# [Provided material]
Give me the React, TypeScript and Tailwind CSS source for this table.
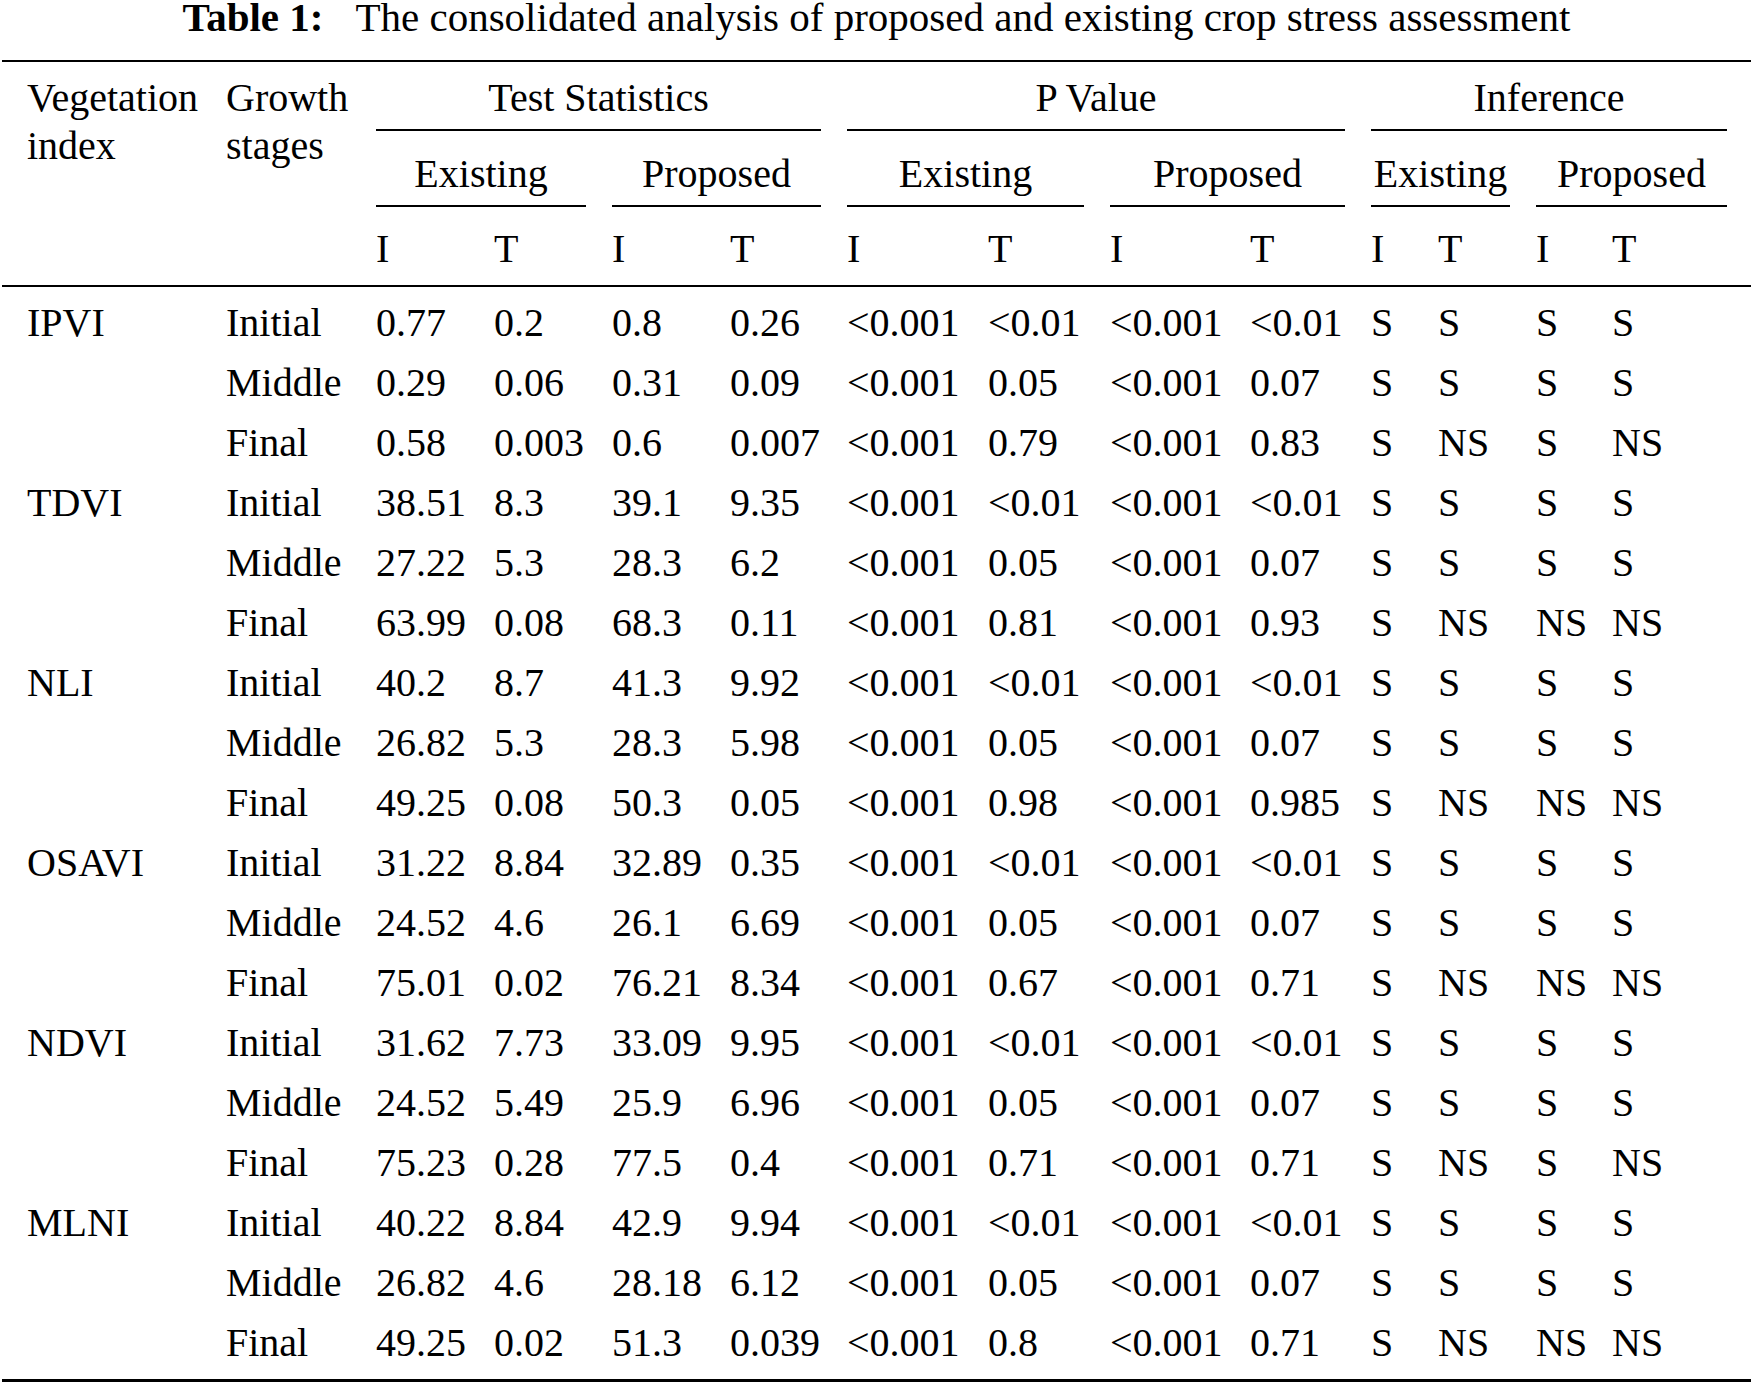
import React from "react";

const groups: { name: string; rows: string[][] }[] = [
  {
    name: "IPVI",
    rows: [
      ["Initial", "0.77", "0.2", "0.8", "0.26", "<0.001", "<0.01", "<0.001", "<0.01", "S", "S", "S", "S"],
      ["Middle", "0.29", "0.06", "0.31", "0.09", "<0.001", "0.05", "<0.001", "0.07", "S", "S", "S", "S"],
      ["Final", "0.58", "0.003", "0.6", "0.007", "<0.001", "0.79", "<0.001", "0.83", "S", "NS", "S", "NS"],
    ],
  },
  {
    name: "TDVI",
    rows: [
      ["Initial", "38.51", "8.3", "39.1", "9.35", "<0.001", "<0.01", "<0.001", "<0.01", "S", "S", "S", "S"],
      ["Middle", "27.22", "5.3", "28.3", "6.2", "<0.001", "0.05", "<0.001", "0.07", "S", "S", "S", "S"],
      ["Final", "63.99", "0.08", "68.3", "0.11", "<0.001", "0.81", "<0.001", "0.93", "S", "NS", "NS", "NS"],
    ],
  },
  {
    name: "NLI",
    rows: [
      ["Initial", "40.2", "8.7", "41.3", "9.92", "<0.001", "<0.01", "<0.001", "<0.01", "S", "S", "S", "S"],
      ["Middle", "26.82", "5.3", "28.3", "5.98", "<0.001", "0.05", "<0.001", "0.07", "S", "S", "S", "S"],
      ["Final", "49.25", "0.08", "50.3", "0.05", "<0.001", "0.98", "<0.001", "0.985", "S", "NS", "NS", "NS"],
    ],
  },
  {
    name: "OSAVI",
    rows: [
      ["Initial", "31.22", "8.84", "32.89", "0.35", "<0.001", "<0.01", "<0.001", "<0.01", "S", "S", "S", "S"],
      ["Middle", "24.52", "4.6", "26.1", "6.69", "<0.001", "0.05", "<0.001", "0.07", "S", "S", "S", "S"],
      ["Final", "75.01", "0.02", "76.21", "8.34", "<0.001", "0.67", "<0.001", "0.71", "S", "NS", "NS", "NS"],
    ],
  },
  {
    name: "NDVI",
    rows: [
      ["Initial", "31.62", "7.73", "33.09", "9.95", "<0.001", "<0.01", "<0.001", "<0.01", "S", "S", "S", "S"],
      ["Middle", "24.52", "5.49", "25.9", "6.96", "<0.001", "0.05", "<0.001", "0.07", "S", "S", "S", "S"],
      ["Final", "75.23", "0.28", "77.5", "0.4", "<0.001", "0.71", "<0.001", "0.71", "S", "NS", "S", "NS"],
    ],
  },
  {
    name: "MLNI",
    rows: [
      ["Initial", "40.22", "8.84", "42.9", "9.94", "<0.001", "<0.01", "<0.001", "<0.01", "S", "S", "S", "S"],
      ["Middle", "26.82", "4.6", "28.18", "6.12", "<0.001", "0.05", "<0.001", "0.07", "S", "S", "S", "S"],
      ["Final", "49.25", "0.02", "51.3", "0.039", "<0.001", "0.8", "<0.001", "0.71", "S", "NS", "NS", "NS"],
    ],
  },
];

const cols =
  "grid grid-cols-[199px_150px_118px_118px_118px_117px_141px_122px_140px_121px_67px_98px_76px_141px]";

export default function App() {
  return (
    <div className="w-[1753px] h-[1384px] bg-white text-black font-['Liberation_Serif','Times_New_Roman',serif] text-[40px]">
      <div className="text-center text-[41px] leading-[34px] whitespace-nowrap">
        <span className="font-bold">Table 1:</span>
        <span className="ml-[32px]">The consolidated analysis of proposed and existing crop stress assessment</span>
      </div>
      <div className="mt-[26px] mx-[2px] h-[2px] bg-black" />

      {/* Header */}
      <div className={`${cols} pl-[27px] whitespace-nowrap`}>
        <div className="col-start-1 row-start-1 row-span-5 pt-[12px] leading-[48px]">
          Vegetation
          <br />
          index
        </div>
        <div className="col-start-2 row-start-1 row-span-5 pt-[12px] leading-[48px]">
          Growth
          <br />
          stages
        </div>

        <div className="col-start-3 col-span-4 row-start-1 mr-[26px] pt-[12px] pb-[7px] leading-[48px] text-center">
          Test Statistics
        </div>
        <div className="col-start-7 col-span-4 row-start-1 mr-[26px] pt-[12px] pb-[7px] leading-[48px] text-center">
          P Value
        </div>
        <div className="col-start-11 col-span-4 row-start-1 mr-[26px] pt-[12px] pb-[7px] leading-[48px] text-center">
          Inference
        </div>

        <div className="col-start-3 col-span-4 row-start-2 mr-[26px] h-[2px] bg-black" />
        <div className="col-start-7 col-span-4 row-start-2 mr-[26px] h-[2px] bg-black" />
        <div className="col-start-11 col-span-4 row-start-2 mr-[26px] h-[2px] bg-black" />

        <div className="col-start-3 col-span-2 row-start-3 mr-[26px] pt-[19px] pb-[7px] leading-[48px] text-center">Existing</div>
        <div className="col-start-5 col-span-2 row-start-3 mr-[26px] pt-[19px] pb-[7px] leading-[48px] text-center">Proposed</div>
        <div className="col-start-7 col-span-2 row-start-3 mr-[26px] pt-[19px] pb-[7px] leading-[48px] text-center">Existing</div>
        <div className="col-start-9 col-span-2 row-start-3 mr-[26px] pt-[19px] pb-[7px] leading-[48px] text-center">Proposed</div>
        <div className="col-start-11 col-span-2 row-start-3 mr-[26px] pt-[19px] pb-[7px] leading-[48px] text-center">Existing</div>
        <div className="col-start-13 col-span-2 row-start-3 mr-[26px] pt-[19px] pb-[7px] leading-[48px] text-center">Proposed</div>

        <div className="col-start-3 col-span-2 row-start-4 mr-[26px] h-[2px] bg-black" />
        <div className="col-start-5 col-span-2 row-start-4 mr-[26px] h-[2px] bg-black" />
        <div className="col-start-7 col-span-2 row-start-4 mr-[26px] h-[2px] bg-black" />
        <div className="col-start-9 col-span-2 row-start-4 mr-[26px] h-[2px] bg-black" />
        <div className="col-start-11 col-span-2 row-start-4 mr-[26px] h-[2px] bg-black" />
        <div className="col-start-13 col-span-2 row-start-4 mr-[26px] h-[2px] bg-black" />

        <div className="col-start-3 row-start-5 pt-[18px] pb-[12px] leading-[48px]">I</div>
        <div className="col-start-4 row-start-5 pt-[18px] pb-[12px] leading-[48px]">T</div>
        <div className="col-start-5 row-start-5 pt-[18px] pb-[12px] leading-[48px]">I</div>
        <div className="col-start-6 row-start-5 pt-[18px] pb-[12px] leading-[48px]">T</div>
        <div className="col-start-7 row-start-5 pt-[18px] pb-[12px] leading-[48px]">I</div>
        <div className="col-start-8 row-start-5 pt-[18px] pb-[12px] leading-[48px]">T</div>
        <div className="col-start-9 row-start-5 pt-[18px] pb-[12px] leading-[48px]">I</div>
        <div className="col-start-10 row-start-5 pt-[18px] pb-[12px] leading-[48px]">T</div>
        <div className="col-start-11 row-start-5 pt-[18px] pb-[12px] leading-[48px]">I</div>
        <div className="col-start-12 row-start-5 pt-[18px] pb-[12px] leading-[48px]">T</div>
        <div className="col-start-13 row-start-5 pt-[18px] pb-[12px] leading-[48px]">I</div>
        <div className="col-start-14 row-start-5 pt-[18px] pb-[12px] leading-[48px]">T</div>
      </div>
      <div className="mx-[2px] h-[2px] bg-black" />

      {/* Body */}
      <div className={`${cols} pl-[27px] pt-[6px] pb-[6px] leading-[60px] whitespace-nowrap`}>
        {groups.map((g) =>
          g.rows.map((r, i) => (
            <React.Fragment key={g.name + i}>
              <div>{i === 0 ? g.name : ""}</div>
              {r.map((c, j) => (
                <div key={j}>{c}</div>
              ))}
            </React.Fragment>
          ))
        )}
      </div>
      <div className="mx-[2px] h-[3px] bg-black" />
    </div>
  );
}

# [Work to complete]
Could the lines from the top of the material through the line with "import React from" be repeated exactly, pictures left out?

# [Worked solution]
Give me the React, TypeScript and Tailwind CSS source for this table.
import React from "react";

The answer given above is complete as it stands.